En très bon connaisseur de l’informel qu’il observe sur tout le continent africain depuis de nombreuses années, le directeur du BIT pour le Maghreb, M. Mohamed Ali Deyahi, mesure son poids dans les économies de nos pays ; Un poids d’ailleurs plus important en Afrique de l’Ouest où il peut représenter 70 à 80 % des emplois qu’au Maghreb ou il varie entre 40%, dans le cas de l’Algérie et 50% pour le Maroc, avec un pic à 75% en Mauritanie.
M. Mohamed Ali Deyahi relève un changement du regard porté sur le secteur informel. « On le considérait autrefois comme un phénomène accidentel, transitoire et appelé à disparaître avec le temps. Aujourd’hui le regard a changé. On insiste plutôt sur sa flexibilité, on se rend compte que l’informel n’est pas du tout ce secteur marginal et statistiquement négligeable que l’on imaginait voici encore quelques décennies. On prend conscience progressivement qu’il s’agit de passer d’une démarche fondée sur l’éradication – élimination à une autre qui parle d’inclusion économique, d’intégration et de légalisation », détaille-t-il au cours de l’émission l’ « Invité du Direct » de RadioM. Et de souligner : « Si on ne s’occupe pas de l’informel, c’est lui qui va s’occuper de nous ».
C’est dans ce sillage que le BIT propose des politiques de formalisation qui s’appuient sur une protection sociale minimale, notamment en ce qui concerne les accidents de travail, adaptée au nouveau contexte et aux moyens réduits des opérateurs concernés. Il recommande également la mise en place de « passerelles » avec l’économie formelle à travers l’utilisation d’outils financiers comme le micro crédit voire même la participation aux marchés publics dans le but de faire migrer les acteurs de l’économie informelle vers la PME-PMI. Ce qui n’empêche pas la doctrine officielle de l’OIT de considérer que les aspects les plus négatifs de l’informel identifiés comme « la contrefaçon, les trafics divers ou encore le marché noir » doivent continuer à être combattu avec détermination.

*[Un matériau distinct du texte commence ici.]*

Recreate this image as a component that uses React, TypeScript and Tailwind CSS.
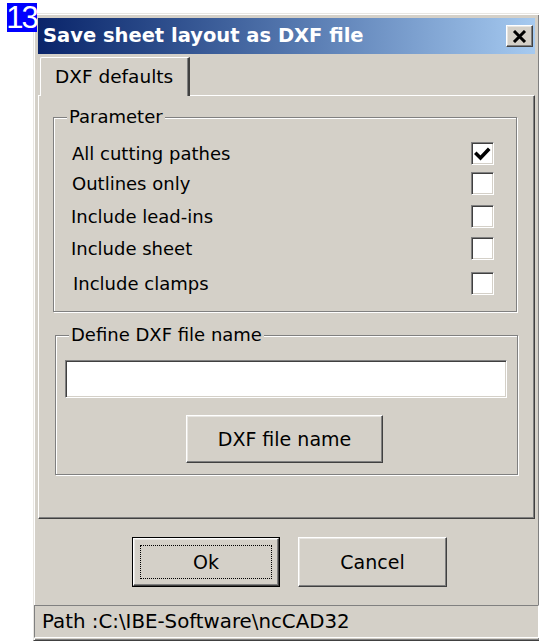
import React from "react";

const raised =
  "border border-t-white border-l-white border-r-[#404040] border-b-[#404040] shadow-[inset_-1px_-1px_0_#808080,inset_1px_1px_0_#e8e6e2]";
const sunken =
  "border border-t-[#808080] border-l-[#808080] border-r-white border-b-white shadow-[inset_1px_1px_0_#404040,inset_-1px_-1px_0_#d4d0c8]";
const etched = "border border-[#808080] shadow-[1px_1px_0_#ffffff,inset_1px_1px_0_#ffffff]";

const options = [
  { label: "All cutting pathes", checked: true, mt: "mt-[24px]", pl: "pl-[18px]" },
  { label: "Outlines only", checked: false, mt: "mt-[7px]", pl: "pl-[18px]" },
  { label: "Include lead-ins", checked: false, mt: "mt-[10px]", pl: "pl-[17px]" },
  { label: "Include sheet", checked: false, mt: "mt-[9px]", pl: "pl-[17px]" },
  { label: "Include clamps", checked: false, mt: "mt-[12px]", pl: "pl-[19px]" },
];

function CheckBox({ checked }: { checked: boolean }) {
  return (
    <div className={`w-[23px] h-[23px] bg-white ${sunken} flex items-center justify-center`}>
      {checked && (
        <svg width="17" height="15" viewBox="0 0 17 15">
          <polyline points="2.5,8 6.5,12 14,4" fill="none" stroke="#000" strokeWidth="3.6" strokeLinecap="square" />
        </svg>
      )}
    </div>
  );
}

function GroupBox({
  title,
  className,
  children,
}: {
  title: string;
  className: string;
  children: React.ReactNode;
}) {
  return (
    <div className={`relative ${etched} ${className}`}>
      <span className="absolute left-[13px] top-[-12px] px-[2px] bg-[#d4d0c8] text-[18px] leading-[22px] text-black">
        {title}
      </span>
      {children}
    </div>
  );
}

export default function App() {
  return (
    <div className="relative w-[539px] h-[643px] bg-white overflow-hidden pt-[13px] pl-[33px] font-['DejaVu_Sans',sans-serif] text-black">
      {/* help marker */}
      <div className="absolute left-[7px] top-[3px] z-20 w-[30px] h-[29px] bg-[#0000ff] flex items-center justify-center">
        <span className="text-white text-[31px] leading-none tracking-[-2px] pr-[1px] font-['Liberation_Sans',sans-serif]">
          13
        </span>
      </div>

      <div className="w-[507px] h-[628px] bg-[#d4d0c8] border border-t-[#e8e6e2] border-l-[#e8e6e2] border-r-[#404040] border-b-[#404040] shadow-[inset_1px_1px_0_#ffffff,inset_-1px_-1px_0_#808080] px-[4px] pt-[4px] flex flex-col">
        {/* title bar */}
        <div className="h-[36px] bg-gradient-to-r from-[#0a246a] to-[#a6caf0] flex items-center pl-[5px] pr-[2px]">
          <span className="flex-1 text-white font-bold text-[19.5px] leading-none">Save sheet layout as DXF file</span>
          <div className={`w-[27px] h-[22px] bg-[#d4d0c8] ${raised} flex items-center justify-center`}>
            <svg width="15" height="13" viewBox="0 0 15 13">
              <path d="M2 1 L13 12 M13 1 L2 12" stroke="#000" strokeWidth="3" />
            </svg>
          </div>
        </div>

        {/* tab strip */}
        <div className="mt-[3px] flex pl-[2px]">
          <div className="relative z-10 mb-[-1px] w-[150px] h-[39px] bg-[#d4d0c8] border-t border-l border-t-white border-l-white border-r-2 border-r-[#404040] rounded-tl-[2px] shadow-[inset_-1px_0_0_#808080] flex items-center pl-[14px] text-[18.5px]">
            DXF defaults
          </div>
        </div>

        {/* tab page */}
        <div className="h-[424px] border border-t-white border-l-white border-r-[#404040] border-b-[#404040] shadow-[inset_-1px_-1px_0_#808080] flex flex-col">
          <GroupBox title="Parameter" className="ml-[14px] mt-[21px] w-[464px] h-[195px] flex flex-col">
            {options.map((o) => (
              <div key={o.label} className={`flex items-center ${o.mt} ${o.pl} pr-[22px]`}>
                <span className="flex-1 text-[18px] leading-[22px]">{o.label}</span>
                <CheckBox checked={o.checked} />
              </div>
            ))}
          </GroupBox>

          <GroupBox title="Define DXF file name" className="ml-[16px] mt-[23px] w-[463px] h-[140px] flex flex-col">
            <div className={`ml-[9px] mt-[24px] w-[442px] h-[38px] bg-white ${sunken}`} />
            <div
              className={`ml-[130px] mt-[17px] w-[197px] h-[48px] ${raised} flex items-center justify-center text-[19px]`}
            >
              DXF file name
            </div>
          </GroupBox>
        </div>

        {/* dialog buttons */}
        <div className="mt-[18px] h-[50px] flex gap-[18px] pl-[94px]">
          <div className="w-[148px] h-[50px] border border-black">
            <div className={`w-full h-full ${raised} flex p-[6px]`}>
              <div className="flex-1 border border-dotted border-black flex items-center justify-center text-[19px]">
                Ok
              </div>
            </div>
          </div>
          <div className={`w-[149px] h-[50px] ${raised} flex items-center justify-center text-[19px]`}>Cancel</div>
        </div>

        {/* status bar */}
        <div className={`mt-[18px] -mx-[4px] h-[33px] ${sunken} shadow-none flex items-center pl-[7px] text-[19.8px]`}>
          Path :C:\IBE-Software\ncCAD32
        </div>
      </div>
    </div>
  );
}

« Des zones franches pas très franches » …
Le représentant de l’OIT à Alger livre également, sans langue de bois, quelques éclairages sur un certains nombre d’options économiques qui font désormais partie de la panoplie des décideurs du continent africain et sont entrées également dans le débat public algérien comme les zones franches ou encore les investissements chinois dans le domaine des infrastructures économiques. A propos des premières qu’il juge souvent « pas très franches », Mohamed Ali Deyahi souligne qu’elles peuvent dans certains cas constituer aussi des « zones de non droit ou on empêche les inspecteurs du travail d’aller travailler ». Sans parler des risques que ce genre d’instruments de développement de l’activité économique peut comporter en matière de fraude fiscale ou encore de concurrence déloyale vis-à-vis de la production conventionnelle .
….Et des garde- fous pour les investissements chinois
Les investissements réalisés par les entreprises chinoises dans les infrastructures économiques du continent inspirent à Mohamed Ali Deyahi un commentaire plus nuancé. Dans un contexte « caractérisé par la détérioration de la situation financière de beaucoup de pays exportateurs de produits bruts, l’offre chinoise peut paraitre intéressante ». Les investisseurs chinois « proposent un peu le beurre et l’argent du beurre, c’est à dire à la fois les financements et les entreprises de réalisation ». Une situation qui doit inciter les pays d’accueil à mettre en place un certains nombre de « garde-fous ». A commencer par « des conventions sociales qui garantissent notamment la protection des salariés contre les accidents de travail » mais aussi en s’assurant que ces investissements « produisent aussi les effets attendus en matière de formation de la main d’œuvre locale et de transfert de technologie ».